I began to appreciate Day's words the next morning, when I got behind the wheel of the Black Series. This is not simply the coupe version of the CLK63 convertible that hit the market last year. Instead, it is the result of an extensive engineering project involving major structural and suspension modifications. And the result is mind-blowing.

The first thing I notice is that the cabin--which has neither rear seats nor a sunroof--smells just like the inside of a new racing helmet. A nice touch. I belt myself into the seats, which are as well-bolstered as a race car's, and shove the teensy aluminum shifter into Drive.

As I slowly merge onto Rodeo Drive, the flat-bottomed steering wheel reads the road surface in a way I've never experienced in any Benz. "Hey, Jason," it says, "that was a pebble. Next up is a two-degree road crown to the right, followed by a pavement seam." The ratio is so quick that I have to concentrate on not accidentally swerving onto the sidewalk in front of Fred Segal.

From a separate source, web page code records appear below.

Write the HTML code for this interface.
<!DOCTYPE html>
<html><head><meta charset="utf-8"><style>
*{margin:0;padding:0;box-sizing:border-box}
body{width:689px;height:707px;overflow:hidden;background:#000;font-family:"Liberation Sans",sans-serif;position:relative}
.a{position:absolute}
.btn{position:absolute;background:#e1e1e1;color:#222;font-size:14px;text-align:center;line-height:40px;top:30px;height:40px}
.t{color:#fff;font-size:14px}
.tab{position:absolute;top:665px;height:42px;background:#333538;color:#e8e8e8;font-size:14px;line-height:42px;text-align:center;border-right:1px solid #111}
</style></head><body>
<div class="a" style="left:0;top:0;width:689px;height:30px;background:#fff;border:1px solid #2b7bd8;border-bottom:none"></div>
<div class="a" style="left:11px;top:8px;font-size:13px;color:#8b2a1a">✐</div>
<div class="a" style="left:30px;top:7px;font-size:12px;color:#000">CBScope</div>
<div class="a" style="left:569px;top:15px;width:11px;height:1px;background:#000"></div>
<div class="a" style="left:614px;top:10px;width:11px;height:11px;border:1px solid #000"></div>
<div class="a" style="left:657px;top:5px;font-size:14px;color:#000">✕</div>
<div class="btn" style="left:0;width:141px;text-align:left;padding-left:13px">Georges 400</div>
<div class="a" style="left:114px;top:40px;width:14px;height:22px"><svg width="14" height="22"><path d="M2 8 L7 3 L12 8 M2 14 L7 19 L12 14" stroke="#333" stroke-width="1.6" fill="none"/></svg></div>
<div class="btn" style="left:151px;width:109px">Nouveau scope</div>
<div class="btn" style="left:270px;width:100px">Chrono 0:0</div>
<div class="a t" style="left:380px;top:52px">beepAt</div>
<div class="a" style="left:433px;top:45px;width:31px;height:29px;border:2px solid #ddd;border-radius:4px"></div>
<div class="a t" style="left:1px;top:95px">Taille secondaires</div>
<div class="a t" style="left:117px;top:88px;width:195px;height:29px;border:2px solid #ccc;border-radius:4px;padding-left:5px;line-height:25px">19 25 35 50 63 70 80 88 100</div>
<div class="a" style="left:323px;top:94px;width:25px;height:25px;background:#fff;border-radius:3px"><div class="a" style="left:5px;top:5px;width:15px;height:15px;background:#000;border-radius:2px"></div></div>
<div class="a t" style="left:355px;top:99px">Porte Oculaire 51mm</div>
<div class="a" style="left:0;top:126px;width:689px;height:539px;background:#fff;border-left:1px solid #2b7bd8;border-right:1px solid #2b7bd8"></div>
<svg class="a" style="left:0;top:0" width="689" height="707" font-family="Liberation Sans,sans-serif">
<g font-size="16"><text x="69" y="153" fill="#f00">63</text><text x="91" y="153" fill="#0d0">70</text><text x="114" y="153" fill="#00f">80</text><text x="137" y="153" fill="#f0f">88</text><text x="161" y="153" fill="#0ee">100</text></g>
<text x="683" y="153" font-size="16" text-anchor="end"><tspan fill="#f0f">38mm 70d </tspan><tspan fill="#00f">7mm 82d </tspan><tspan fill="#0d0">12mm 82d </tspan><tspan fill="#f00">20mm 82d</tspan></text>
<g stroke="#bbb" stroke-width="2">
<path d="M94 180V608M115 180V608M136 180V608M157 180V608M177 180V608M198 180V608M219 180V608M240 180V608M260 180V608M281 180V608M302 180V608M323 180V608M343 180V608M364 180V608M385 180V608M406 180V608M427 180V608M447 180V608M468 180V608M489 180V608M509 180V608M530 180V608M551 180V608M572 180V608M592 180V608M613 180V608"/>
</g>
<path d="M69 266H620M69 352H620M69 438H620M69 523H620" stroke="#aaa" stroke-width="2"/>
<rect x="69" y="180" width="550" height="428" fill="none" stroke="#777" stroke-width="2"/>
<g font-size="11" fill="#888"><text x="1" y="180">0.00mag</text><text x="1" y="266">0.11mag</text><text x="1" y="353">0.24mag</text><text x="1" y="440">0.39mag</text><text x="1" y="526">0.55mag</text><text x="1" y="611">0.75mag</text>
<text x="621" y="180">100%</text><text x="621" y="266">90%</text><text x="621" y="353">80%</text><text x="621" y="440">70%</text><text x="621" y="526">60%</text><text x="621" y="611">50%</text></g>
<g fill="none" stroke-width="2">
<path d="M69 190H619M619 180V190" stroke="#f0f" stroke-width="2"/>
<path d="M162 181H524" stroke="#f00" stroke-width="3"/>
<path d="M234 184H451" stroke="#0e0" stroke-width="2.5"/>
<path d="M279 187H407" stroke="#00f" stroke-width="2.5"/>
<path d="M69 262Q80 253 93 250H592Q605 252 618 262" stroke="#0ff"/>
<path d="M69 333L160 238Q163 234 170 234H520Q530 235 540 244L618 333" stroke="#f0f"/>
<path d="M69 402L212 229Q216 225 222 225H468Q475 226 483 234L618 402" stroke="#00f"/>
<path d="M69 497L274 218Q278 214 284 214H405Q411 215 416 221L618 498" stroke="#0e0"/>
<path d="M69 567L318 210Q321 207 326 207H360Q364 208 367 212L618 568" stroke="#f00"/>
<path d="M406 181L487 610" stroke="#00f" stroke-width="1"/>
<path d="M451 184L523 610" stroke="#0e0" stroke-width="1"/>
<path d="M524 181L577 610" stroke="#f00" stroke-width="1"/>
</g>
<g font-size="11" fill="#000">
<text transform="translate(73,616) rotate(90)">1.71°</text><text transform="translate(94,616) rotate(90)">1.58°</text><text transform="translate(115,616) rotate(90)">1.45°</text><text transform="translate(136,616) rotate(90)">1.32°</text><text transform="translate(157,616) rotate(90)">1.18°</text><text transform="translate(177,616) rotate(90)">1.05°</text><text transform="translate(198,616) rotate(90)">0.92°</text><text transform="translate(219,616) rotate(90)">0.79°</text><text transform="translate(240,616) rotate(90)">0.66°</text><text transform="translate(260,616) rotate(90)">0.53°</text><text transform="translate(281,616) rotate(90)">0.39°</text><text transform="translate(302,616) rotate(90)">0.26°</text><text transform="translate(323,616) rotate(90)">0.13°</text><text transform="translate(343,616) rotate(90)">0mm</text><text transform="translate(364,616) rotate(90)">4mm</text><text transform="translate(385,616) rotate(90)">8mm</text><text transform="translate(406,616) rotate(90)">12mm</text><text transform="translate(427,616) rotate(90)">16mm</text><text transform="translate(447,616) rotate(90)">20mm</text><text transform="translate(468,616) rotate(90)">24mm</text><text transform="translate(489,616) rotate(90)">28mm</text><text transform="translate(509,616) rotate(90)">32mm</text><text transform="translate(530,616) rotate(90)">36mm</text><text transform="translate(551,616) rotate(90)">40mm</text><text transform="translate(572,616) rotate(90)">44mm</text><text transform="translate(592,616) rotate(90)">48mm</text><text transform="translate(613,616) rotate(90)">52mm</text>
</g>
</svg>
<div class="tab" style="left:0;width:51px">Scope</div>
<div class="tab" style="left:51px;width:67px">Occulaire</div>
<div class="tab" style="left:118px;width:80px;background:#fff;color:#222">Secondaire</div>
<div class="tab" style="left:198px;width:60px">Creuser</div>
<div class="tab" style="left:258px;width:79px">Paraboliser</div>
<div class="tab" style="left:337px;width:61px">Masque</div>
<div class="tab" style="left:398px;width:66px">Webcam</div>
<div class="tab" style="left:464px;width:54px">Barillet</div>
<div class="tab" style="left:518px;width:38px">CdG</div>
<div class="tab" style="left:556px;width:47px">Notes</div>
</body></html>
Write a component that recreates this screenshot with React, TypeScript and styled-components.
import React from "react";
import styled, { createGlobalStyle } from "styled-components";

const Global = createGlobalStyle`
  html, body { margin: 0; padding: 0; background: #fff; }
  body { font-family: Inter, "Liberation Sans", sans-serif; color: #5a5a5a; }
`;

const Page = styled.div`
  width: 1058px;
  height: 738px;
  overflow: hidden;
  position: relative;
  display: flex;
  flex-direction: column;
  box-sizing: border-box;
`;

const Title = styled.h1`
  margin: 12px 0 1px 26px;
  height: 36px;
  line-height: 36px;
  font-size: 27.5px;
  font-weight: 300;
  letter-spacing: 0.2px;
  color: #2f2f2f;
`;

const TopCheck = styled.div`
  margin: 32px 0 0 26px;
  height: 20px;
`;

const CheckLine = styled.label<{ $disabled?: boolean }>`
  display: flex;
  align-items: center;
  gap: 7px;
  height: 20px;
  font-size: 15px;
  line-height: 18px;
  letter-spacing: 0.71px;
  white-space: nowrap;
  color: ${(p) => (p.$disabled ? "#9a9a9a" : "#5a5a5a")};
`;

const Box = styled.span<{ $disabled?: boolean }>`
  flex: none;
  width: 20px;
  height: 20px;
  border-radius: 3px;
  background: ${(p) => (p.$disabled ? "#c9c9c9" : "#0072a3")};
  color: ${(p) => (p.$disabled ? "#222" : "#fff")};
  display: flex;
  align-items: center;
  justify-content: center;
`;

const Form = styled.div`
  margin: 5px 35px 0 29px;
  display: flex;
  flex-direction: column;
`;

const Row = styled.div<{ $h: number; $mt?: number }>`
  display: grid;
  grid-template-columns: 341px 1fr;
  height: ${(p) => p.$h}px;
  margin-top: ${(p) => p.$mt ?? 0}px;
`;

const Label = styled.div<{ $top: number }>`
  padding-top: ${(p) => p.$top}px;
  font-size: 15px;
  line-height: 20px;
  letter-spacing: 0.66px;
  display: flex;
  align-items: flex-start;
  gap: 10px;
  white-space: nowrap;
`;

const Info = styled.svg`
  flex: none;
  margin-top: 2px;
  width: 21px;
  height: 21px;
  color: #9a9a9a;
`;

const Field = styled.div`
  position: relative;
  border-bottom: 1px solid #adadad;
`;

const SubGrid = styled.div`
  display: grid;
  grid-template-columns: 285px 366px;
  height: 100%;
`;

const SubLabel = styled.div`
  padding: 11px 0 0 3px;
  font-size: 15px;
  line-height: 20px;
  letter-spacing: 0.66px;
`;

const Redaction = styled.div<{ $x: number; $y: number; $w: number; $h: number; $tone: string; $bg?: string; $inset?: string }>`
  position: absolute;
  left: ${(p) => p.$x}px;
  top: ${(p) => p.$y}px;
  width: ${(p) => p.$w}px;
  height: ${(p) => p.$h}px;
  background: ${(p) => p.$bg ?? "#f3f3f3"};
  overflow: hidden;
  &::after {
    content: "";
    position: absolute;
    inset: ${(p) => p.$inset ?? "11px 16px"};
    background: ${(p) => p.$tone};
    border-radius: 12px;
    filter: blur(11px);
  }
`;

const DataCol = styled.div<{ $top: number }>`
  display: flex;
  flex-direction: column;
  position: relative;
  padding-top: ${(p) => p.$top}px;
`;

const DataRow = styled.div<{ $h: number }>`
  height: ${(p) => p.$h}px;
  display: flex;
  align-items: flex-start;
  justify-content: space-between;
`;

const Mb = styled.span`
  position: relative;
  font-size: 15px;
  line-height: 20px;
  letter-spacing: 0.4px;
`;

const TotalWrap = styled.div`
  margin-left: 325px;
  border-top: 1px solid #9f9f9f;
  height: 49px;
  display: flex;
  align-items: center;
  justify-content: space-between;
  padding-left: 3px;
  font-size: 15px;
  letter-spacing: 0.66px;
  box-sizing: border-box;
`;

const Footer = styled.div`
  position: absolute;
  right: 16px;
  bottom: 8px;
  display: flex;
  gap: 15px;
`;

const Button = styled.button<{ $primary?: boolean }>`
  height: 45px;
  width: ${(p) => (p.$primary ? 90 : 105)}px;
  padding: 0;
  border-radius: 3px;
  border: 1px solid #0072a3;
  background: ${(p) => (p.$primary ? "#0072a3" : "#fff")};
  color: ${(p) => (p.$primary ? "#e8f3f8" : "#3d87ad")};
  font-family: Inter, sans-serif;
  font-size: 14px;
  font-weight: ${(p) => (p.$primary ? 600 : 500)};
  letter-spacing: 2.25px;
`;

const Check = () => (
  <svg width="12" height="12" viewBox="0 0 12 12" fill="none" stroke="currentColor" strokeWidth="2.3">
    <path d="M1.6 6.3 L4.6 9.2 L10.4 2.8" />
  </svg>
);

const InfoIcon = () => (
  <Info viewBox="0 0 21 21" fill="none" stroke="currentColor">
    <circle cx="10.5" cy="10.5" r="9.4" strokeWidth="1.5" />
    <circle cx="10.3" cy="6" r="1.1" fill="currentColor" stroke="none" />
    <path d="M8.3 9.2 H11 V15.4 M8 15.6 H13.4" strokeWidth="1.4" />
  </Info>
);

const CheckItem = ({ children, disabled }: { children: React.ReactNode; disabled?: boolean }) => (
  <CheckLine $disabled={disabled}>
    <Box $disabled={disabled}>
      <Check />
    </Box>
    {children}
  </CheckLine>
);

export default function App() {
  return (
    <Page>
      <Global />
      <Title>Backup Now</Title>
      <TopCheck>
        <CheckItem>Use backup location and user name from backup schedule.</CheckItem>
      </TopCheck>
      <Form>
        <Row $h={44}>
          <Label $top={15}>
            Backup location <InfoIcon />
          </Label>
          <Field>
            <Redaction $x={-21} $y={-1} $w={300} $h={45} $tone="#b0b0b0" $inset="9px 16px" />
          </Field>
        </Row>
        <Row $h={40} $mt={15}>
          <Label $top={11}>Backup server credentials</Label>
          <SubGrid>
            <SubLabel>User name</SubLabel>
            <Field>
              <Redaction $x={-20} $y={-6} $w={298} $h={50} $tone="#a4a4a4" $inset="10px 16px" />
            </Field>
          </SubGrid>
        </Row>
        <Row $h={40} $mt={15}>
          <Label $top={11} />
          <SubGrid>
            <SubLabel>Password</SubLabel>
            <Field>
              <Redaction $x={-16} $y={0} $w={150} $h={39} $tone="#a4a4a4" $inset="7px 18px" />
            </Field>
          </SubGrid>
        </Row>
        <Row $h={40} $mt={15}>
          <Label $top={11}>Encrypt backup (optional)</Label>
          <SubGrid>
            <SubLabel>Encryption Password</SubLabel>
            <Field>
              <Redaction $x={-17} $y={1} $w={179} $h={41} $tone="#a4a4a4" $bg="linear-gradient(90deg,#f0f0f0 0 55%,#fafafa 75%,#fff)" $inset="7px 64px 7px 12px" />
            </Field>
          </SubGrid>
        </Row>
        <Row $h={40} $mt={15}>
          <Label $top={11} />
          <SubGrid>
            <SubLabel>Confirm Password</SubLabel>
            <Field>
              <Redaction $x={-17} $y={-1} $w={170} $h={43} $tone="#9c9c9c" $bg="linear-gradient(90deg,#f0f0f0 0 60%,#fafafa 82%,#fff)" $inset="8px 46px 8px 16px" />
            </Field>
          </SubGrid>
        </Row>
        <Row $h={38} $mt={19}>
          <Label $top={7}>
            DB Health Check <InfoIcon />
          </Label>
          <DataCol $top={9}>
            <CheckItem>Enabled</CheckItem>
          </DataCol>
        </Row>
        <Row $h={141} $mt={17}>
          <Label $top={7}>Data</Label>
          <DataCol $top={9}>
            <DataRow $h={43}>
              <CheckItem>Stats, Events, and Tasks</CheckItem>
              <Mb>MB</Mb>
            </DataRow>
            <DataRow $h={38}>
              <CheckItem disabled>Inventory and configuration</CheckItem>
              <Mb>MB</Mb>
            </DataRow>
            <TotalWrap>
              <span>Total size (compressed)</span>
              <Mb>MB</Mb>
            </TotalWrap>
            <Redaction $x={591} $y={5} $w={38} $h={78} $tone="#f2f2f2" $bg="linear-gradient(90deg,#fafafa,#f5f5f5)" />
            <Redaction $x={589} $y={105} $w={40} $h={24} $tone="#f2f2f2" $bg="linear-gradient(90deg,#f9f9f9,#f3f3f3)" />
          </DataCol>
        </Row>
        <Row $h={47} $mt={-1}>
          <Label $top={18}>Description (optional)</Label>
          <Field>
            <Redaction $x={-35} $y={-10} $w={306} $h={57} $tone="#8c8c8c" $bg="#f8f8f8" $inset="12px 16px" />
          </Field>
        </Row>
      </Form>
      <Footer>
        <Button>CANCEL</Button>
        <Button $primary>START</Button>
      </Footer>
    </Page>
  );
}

The Black Series' suspension makes the outgoing BMW M3's seem soft, and the psychopath under the hood barks, screams, and backfires through an exhaust so loud it sounds as if it has no muffler at all. Pedestrians--and people in nearby cars--practically jump out of their skins any time I so much as blip the throttle. Which, of course, I do repeatedly.

On the racetrack, where most street cars lose their composure, the Black Series is even more impressive. Its body control is astonishing--this CLK turns in immediately, with zero body roll. Under light throttle, it takes a set in a perfectly controllable four-wheel drift. Any application or withdrawal of throttle helps rotate the rear--understeer is a word that's not in this coupe's vocabulary.

The Black Series' front suspension uses a coil-over-shock setup that isn't shared with any other CLK, and its control arms, bushings, and oversize hubs are unique as well. In back, beefed-up half shafts are connected to a limited-slip differential that--get this--has its own radiator and cooling fan.

Jaw-dropping sideways action takes only a slight prod of the right foot, and even though the ESP light flashes, the system does nothing to rain on the sideways parade. In manual mode, the seven-speed automatic is obedient, holding the gear of choice.

The CLK weighs close to 4000 pounds, but it's as if the engineers forgot to notify the brakes, which refuse to overheat or fade. The 14.2-inch front and 13.0-inch rear rotors transfer their stopping power to competition-rated Pirelli PZero Corsa tires mounted on nineteen-inch forged aluminum AMG wheels. In return for their comically short life, the tires generate laugh-inducing levels of grip.

If the CLK63's cornering speeds don't get your attention, its styling will. Enlarged front openings feed air to a larger radiator and a second transmission cooler. Massively flared fenders are flanked in front by carbon-fiber splitters and cooling vents. A tasteful carbon-fiber rear spoiler punctuates the trunk lid, and the differential cooler and the quad exhaust pipes are housed in a large rear diffuser.

If you want numbers, they're in the spec box. But Mr. Day was correct--they tell only part of this car's story. The Black Series is the first true driver's car to wear a three-pointed star since the 190E 2.3-16 of twenty years ago. Like that car, it is exceedingly rare (only 350 will be sent here), outrageously expensive, and unmatched in performance. The CLK has three times the 2.3-16's horsepower, leaps to 60 mph in half the time, and costs 100 grand more. The kicker? It's ten times the car. But, of course, those are just numbers.